Time Dances On was a deeply personal student project that went way beyond what I, or my parents, ever expected. It ended up screening at film festivals and winning awards across the country. I think this film was one of the reasons why my former colleagues at UMS took the risk to approve my second documentary about the 100-year history of UMS concerts at Hill Auditorium, called A Space for Music, A Seat for Everyone. Or maybe it was that summer internship in Los Angeles with “E! True Hollywood Story”…
Why does this form of artistic expression suit you?
Documentary film is a creative, analytical, and technical puzzle. I love that it takes my whole brain to make a film and tell a good story. That’s probably the main reason why I’m passionate about what I do, but there are other quirky reasons I’m still discovering. One is that I studied dance for most of my life and have realized recently that I tend to edit rhythmically – with or without a music bed. I often get lost in edit, and quite literally feel when and where the beat of an edit should be. I also prefer not to talk about myself, and like to ask a lot of questions when I’m getting to know someone or even catching up with an old friend. This natural instinct to interview has suited me well in what I do – although I do tend to hear a lot of secrets that I’m no good at keeping.
How would you describe your creative process?
Figuring out how to turn overwhelmingly large projects into small, digestible bites. And, then continuing to plod onward.
Which project has created the greatest learning curve?
I love documentary film, because each new project requires me to ‘go down the rabbit hole’ in terms of research. For Time Dances On, I dug into my own family history, as well as the history of LGBTQ rights in the U.S. and Michigan. In developing the Hill Auditorium documentary A Space for Music, A Seat for Everyone, I spent hundreds of hours digging through files of old photographs and program books at the U-M Bentley Historical Library. This past year, much of my time was spent interviewing scientists from research institutions across the country to learn more about the brain and bipolar disorder for an upcoming PBS documentary called Ride the Tiger.
That said, without a doubt, the most difficult project I have ever taken on is the one I’m currently directing on the role of music, dance, graffiti, and fashion in the global empowerment of women, which has the working title Creating4Change. I’ve had to fundraise for the project completely on my own – which carries a six-figure price tag. So I took a self-guided, crash course in grant writing and crowd-funding. I’ve also had to learn the ins and outs of international production in far-flung places such as Brazil and India. Little things that are simple in the U.S., like renting lights, for example, suddenly become an all-day affair involving 100+ degree heat, and back-alley cash bartering in a hybrid form of communication that involves a little Bengali and English, and lots of pointing and nodding.
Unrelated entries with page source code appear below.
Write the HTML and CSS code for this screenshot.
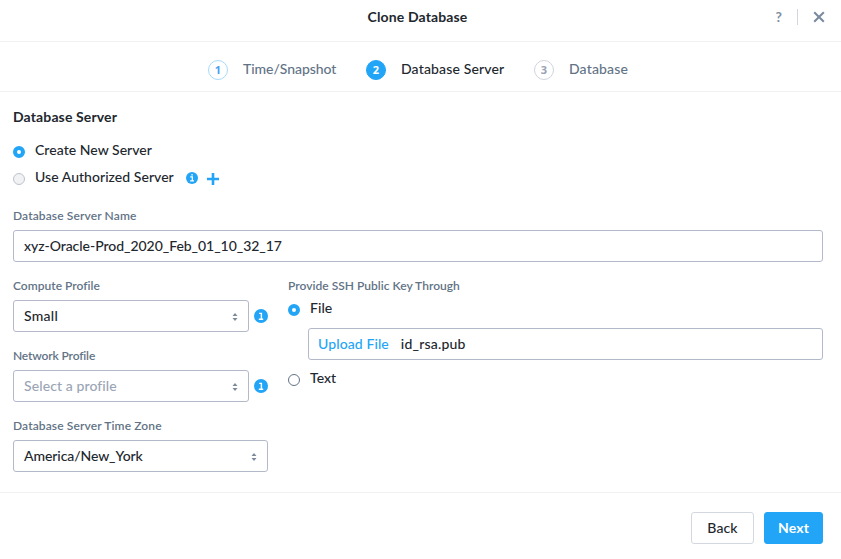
FILE: index.html
```html
<!DOCTYPE html>
<html lang="en">
<head>
<meta charset="utf-8">
<title>Clone Database</title>
<link rel="stylesheet" href="styles.css">
</head>
<body>
<div class="modal">
  <header class="header">
    <span class="header-side"></span>
    <h1 class="header-title"><span>Clone Database</span></h1>
    <div class="header-side header-actions">
      <span class="help">?</span>
      <span class="divider"></span>
      <svg class="close" viewBox="0 0 12 12"><path d="M1.2 1.2 10.8 10.8M10.8 1.2 1.2 10.8"/></svg>
    </div>
  </header>

  <nav class="steps">
    <div class="step done"><span class="step-num">1</span><span class="step-label s1">Time/Snapshot</span></div>
    <div class="step active"><span class="step-num">2</span><span class="step-label s2">Database Server</span></div>
    <div class="step"><span class="step-num">3</span><span class="step-label s3">Database</span></div>
  </nav>

  <main class="content">
    <h2 class="section-title"><span>Database Server</span></h2>
    <div class="option"><span class="radio checked"></span><span class="option-label create">Create New Server</span></div>
    <div class="option second"><span class="radio disabled"></span><span class="option-label use">Use Authorized Server</span>
      <svg class="info small" viewBox="0 0 14 14"><circle cx="7" cy="7" r="7"/><path d="M5 5.6H7.4V10.4M4.8 10.4H9.4M6.2 3.4H8"/></svg>
      <svg class="plus" viewBox="0 0 12 12"><path d="M6 0V12M0 6H12"/></svg>
    </div>

    <div class="label name-label"><span class="l1">Database Server Name</span></div>
    <div class="field"><span class="name-value">xyz-Oracle-Prod_2020_Feb_01_10_32_17</span></div>

    <div class="columns">
      <div class="left">
        <div class="label"><span class="l2">Compute Profile</span></div>
        <div class="row">
          <div class="field select"><span class="v1">Small</span><svg class="carets" viewBox="0 0 6 8"><path d="M3 0 5.5 3H.5ZM3 8 .5 5H5.5Z"/></svg></div>
          <svg class="info" viewBox="0 0 14 14"><circle cx="7" cy="7" r="7"/><path d="M5.2 4.4H7.4V10M4.8 10.2H9.2"/></svg>
        </div>
        <div class="label"><span class="l3">Network Profile</span></div>
        <div class="row">
          <div class="field select placeholder"><span class="v2">Select a profile</span><svg class="carets" viewBox="0 0 6 8"><path d="M3 0 5.5 3H.5ZM3 8 .5 5H5.5Z"/></svg></div>
          <svg class="info" viewBox="0 0 14 14"><circle cx="7" cy="7" r="7"/><path d="M5.2 4.4H7.4V10M4.8 10.2H9.2"/></svg>
        </div>
        <div class="label"><span class="l4">Database Server Time Zone</span></div>
        <div class="field select"><span class="v3">America/New_York</span><svg class="carets" viewBox="0 0 6 8"><path d="M3 0 5.5 3H.5ZM3 8 .5 5H5.5Z"/></svg></div>
      </div>
      <div class="right">
        <div class="label"><span class="l5">Provide SSH Public Key Through</span></div>
        <div class="option file"><span class="radio checked"></span><span class="option-label f1">File</span></div>
        <div class="field upload"><span class="link">Upload File</span><span class="filename">id_rsa.pub</span></div>
        <div class="option text"><span class="radio"></span><span class="option-label f2">Text</span></div>
      </div>
    </div>
  </main>

  <footer class="footer">
    <button class="btn back"><span>Back</span></button>
    <button class="btn primary"><span>Next</span></button>
  </footer>
</div>
</body>
</html>
```
FILE: styles.css
```css
* { box-sizing: border-box; }
body {
  margin: 0;
  background: #fff;
  color: #22272e;
  font: 500 14px/20px Lato, "Liberation Sans", sans-serif;
}
h1, h2 { margin: 0; font-size: 14px; line-height: 20px; font-weight: 700; letter-spacing: 0.13px; }
.modal { width: 841px; height: 559px; display: flex; flex-direction: column; overflow: hidden; }
.modal span { white-space: nowrap; }

.header { height: 42px; padding: 0 16px 8px 11px; display: flex; align-items: center; border-bottom: 1px solid #f0f1f2; }
.header-side { flex: 1; }
.header-title { margin-left: -1px; }
.header-actions { display: flex; justify-content: flex-end; align-items: center; }
.help { color: #7f91a4; font-weight: 700; font-size: 14px; margin-right: 15px; }
.divider { width: 1px; height: 16px; background: #d3d7dd; margin: 1px 15px 0 0; }
.close { width: 12px; height: 12px; margin-top: 1px; }
.close path { stroke: #7b8b9f; stroke-width: 2.1; fill: none; }

.steps { height: 50px; padding: 0 0 5px 208px; display: flex; align-items: flex-end; border-bottom: 1px solid #f0f1f2; }
.step { display: flex; align-items: center; height: 32px; width: 158px; color: #627386; }
.step.active { width: 168px; color: #22272e; }
.step-label { margin-top: -2px; }
.s1 { letter-spacing: -0.05px; }
.s2, .s3 { letter-spacing: 0.15px; }
.step-num { width: 20px; height: 20px; margin-right: 15px; border: 1px solid #d0d4de; border-radius: 50%; font: 700 11px/18px "Open Sans", sans-serif; text-align: center; color: #97a2b4; }
.done .step-num { border-color: #a8dafc; color: #4a9ff5; }
.active .step-num { background: #22a5f7; border-color: #22a5f7; color: #fff; }

.content { padding: 15px 18px 0 13px; height: 400px; }
.section-title { margin-bottom: 13px; }
.option { display: flex; align-items: center; height: 20px; }
.option.second { margin-top: 7px; }
.option-label { letter-spacing: 0.04px; }
.radio { width: 12px; height: 12px; border: 1px solid #627386; border-radius: 50%; margin: 3px 10px 0 0; }
.radio.checked { border: 4px solid #22a5f7; }
.radio.disabled { background: #f1f2f4; border-color: #bcc2cc; }
.info { width: 14px; height: 14px; flex: none; }
.info circle { fill: #22a5f7; }
.info path { fill: none; stroke: #fff; stroke-width: 1.4; }
.info.small { width: 12px; height: 12px; margin: 2px 9px 0 12px; }
.plus { width: 12px; height: 12px; margin-top: 3px; }
.plus path { stroke: #22a5f7; stroke-width: 2.6; }

.label { font-size: 12px; line-height: 18px; font-weight: 600; color: #627386; }
.l1, .l4 { letter-spacing: 0.12px; }
.l2, .l3, .l5 { letter-spacing: 0.02px; }
.l3 { letter-spacing: -0.15px; }
.name-label { margin-top: 20px; height: 23px; }
.name-value { letter-spacing: -0.04px; }
.field { height: 32px; border: 1px solid #b4b9ca; border-radius: 3px; padding: 0 10px; display: flex; align-items: center; background: #fff; }
.columns { display: flex; margin-top: 15px; gap: 20px; height: 200px; }
.left { width: 255px; }
.right { flex: 1; }
.left .label { height: 23px; }
.right .label { height: 21px; }
.row { display: flex; align-items: center; justify-content: space-between; margin-bottom: 15px; }
.row .field { width: 236px; }
.select { justify-content: space-between; }
.v1 { letter-spacing: 0.25px; }
.v2 { letter-spacing: 0.1px; }
.v3 { letter-spacing: -0.08px; }
.carets { width: 6px; height: 8px; margin-top: 2px; fill: #7c8a9b; }
.placeholder { color: #9aa5b5; }
.upload { margin: 10px 0 8px 20px; padding-left: 9px; }
.link { color: #22a5f7; margin-right: 12px; letter-spacing: 0.1px; }
.filename { letter-spacing: 0.2px; }

.footer { height: 67px; border-top: 1px solid #f0f1f2; padding: 19px 18px 0 0; display: flex; justify-content: flex-end; gap: 10px; }
.btn { height: 32px; width: 63px; padding: 0; border: 1px solid #d3d8e0; border-radius: 3px; background: #fff; color: #22272e; font: 500 14px/20px Lato, sans-serif; letter-spacing: 0.15px; }
.btn.primary { width: 59px; background: #22a5f7; border-color: #22a5f7; color: #fff; font-weight: 700; }
```
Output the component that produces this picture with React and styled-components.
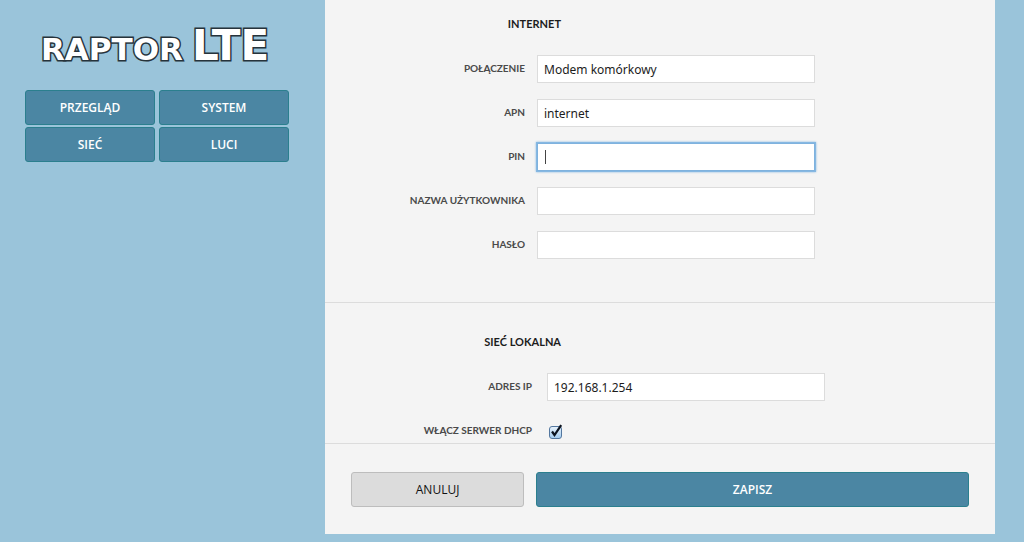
import React, { useState } from "react"
import styled, { createGlobalStyle, css } from "styled-components"

const Colors = {
  sky: "#9ac4da",
  teal: "#4b86a3",
  tealBorder: "#2b7f8e",
  panel: "#f4f4f4",
  line: "#dcdcdc",
  label: "#4a4a4a",
  ink: "#1c1c1c",
}

const GlobalStyle = createGlobalStyle`
  * {
    box-sizing: border-box;
  }

  body {
    margin: 0;
    background: ${Colors.sky};
    color: ${Colors.ink};
    font-family: Lato, "Noto Sans", sans-serif;
  }
`

const Page = styled.div`
  display: grid;
  grid-template-columns: 325px 1fr;
  padding-right: 29px;
`

const Sidebar = styled.aside`
  padding: 20px 36px 0 25px;
`

const Logo = styled.h1`
  display: flex;
  align-items: baseline;
  gap: 9px;
  height: 50px;
  margin: 0 0 20px;
  padding-left: 16px;
  color: #fff;
  font-family: "DejaVu Sans", sans-serif;
  font-size: 31px;
  font-weight: 700;
  line-height: 52px;
  white-space: nowrap;
  paint-order: stroke fill;
  -webkit-text-stroke: 3px #26333b;
`

const LogoLarge = styled.span`
  font-size: 42px;
`

const Nav = styled.nav`
  display: grid;
  grid-template-columns: 1fr 1fr;
  gap: 2px 4px;
`

const Button = styled.button`
  height: 35px;
  padding: 0 10px;
  border: 1px solid ${Colors.tealBorder};
  border-radius: 3px;
  background: ${Colors.teal};
  color: #fff;
  font-family: "Open Sans", "Noto Sans", sans-serif;
  font-size: 12px;
  font-weight: 600;
  cursor: pointer;

  ${props =>
    props.$plain &&
    css`
      border-color: #bdbdbd;
      background: #dcdcdc;
      color: #111;
      font-weight: 400;
    `}
`

const Panel = styled.form`
  background: ${Colors.panel};
`

const Section = styled.section`
  display: flex;
  flex-direction: column;
  gap: 16px;
  padding: ${props => props.$padding};
  border-bottom: 1px solid ${Colors.line};
`

const SectionTitle = styled.h2`
  width: 236px;
  margin: 0 0 6px;
  font-size: 11px;
  font-weight: 700;
  line-height: 18px;
  text-align: right;
`

const Row = styled.div`
  display: grid;
  grid-template-columns: ${props => props.$labelWidth}px minmax(0, 278px);
  column-gap: ${props => props.$gap}px;
`

const Label = styled.label`
  color: ${Colors.label};
  font-size: 10px;
  font-weight: 700;
  line-height: 26px;
  text-align: right;
  white-space: nowrap;
`

const Input = styled.input`
  width: 100%;
  height: 28px;
  padding: 0 6px;
  border: 1px solid ${Colors.line};
  border-radius: 0;
  background: #fff;
  color: ${Colors.ink};
  font-family: "Noto Sans", sans-serif;
  font-size: 12px;

  &:focus {
    outline: none;
    border-color: #7fb2de;
    box-shadow: 0 0 0 1px #86b8e2, 0 0 2px 1px #86b8e2;
  }

  /* steady caret while the field is empty */
  &:focus:placeholder-shown {
    caret-color: transparent;
    background: linear-gradient(#444, #444) 7px center / 1px 14px no-repeat #fff;
  }
`

const CheckWrap = styled.span`
  position: relative;
  width: 14px;
  height: 14px;
  margin: 9px 0 0 2px;
`

const CheckInput = styled.input`
  appearance: none;
  display: block;
  width: 13px;
  height: 13px;
  margin: 0;
  border: 1px solid #53779f;
  border-radius: 3px;
  background: linear-gradient(#e6f1fb, #a5cdf0);
`

const CheckMark = styled.svg`
  position: absolute;
  top: -2px;
  left: 0;
  pointer-events: none;
`

const Actions = styled.div`
  display: grid;
  grid-template-columns: 2fr 5fr;
  gap: 12px;
  padding: 28px 26px 27px;
`

const Field = ({ id, label, value = "", type = "text", labelWidth = 200, gap = 12, autoFocus }) => (
  <Row $labelWidth={labelWidth} $gap={gap}>
    <Label htmlFor={id}>{label}</Label>
    <Input id={id} type={type} defaultValue={value} placeholder=" " autoFocus={autoFocus} />
  </Row>
)

const Checkbox = ({ id }) => {
  const [checked, setChecked] = useState(true)
  return (
    <CheckWrap>
      <CheckInput id={id} type="checkbox" checked={checked} onChange={e => setChecked(e.target.checked)} />
      {checked && (
        <CheckMark width="14" height="15" viewBox="0 0 14 15" aria-hidden="true">
          <path d="M3 7.5 L5.5 11 L12.2 1.2" fill="none" stroke="#0c1420" strokeWidth="2.2" />
        </CheckMark>
      )}
    </CheckWrap>
  )
}

const App = () => {
  return (
    <>
      <GlobalStyle />
      <Page>
        <Sidebar>
          <Logo>
            <span>RAPTOR</span>
            <LogoLarge>LTE</LogoLarge>
          </Logo>
          <Nav>
            <Button type="button">PRZEGLĄD</Button>
            <Button type="button">SYSTEM</Button>
            <Button type="button">SIEĆ</Button>
            <Button type="button">LUCI</Button>
          </Nav>
        </Sidebar>
        <Panel onSubmit={e => e.preventDefault()}>
          <Section $padding="15px 0 43px">
            <SectionTitle>INTERNET</SectionTitle>
            <Field id="connection" label="POŁĄCZENIE" value="Modem komórkowy" />
            <Field id="apn" label="APN" value="internet" />
            <Field id="pin" label="PIN" autoFocus />
            <Field id="user" label="NAZWA UŻYTKOWNIKA" />
            <Field id="password" label="HASŁO" type="password" />
          </Section>
          <Section $padding="30px 0 0">
            <SectionTitle>SIEĆ LOKALNA</SectionTitle>
            <Field id="ip" label="ADRES IP" value="192.168.1.254" labelWidth={207} gap={15} />
            <Row $labelWidth={207} $gap={15}>
              <Label htmlFor="dhcp">WŁĄCZ SERWER DHCP</Label>
              <Checkbox id="dhcp" />
            </Row>
          </Section>
          <Actions>
            <Button type="button" $plain>ANULUJ</Button>
            <Button type="submit">ZAPISZ</Button>
          </Actions>
        </Panel>
      </Page>
    </>
  )
}

export default App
Despite the challenges, Creating4Change has been the most rewarding project I’ve ever had the privilege to direct. I can’t wait to share a small piece of the world I’ve seen through its production with everyone who has supported and believed in the project so far.
Where have your travels taken you as you work on your latest project, Creating4Change?
This project has taken me, and my cinematographer Meena Singh, around the world. In 2014, we criss-crossed the globe, from New York Fashion Week to the favelas of Rio de Janiero. We spent three weeks in Brazil filming graffiti artists protesting domestic violence on the eve of the World Cup, and three weeks in India showcasing how dance is helping sex trafficking survivors reclaim their bodies through movement. To watch a sneak preview of what we’ve filmed so far please visit: http://igg.me/at/Creating4Change2015/x/3456726
Who in your life would you like to thank, and for what?
My parents and step dad. They’ve given me courage to dream big, and the love to know it’s ok to fail.
What’s the best advice you’ve ever received?
Pick a goal, and stick to it.
What three things can’t you live without?
New music, a good book, and long walks with friends.
What’s next for Sophia Kruz, the filmmaker?
To finish filming Creating4Change. We’re in the midst of a crowd-funding campaign to make the MCACA match, which will support production in 2015. The campaign runs until midnight on Jan 18, 2015. We’re thrilled to begin planning production in Senegal and Kenya in 2015, thanks to a matching grant from the Michigan Council on Arts & Cultural Affairs (MCACA). To follow our travels in 2015 and help us make the $16.5K match, please visit: www.creating4change.com. After that, it’s time to start planning our shoots in Senegal and Kenya.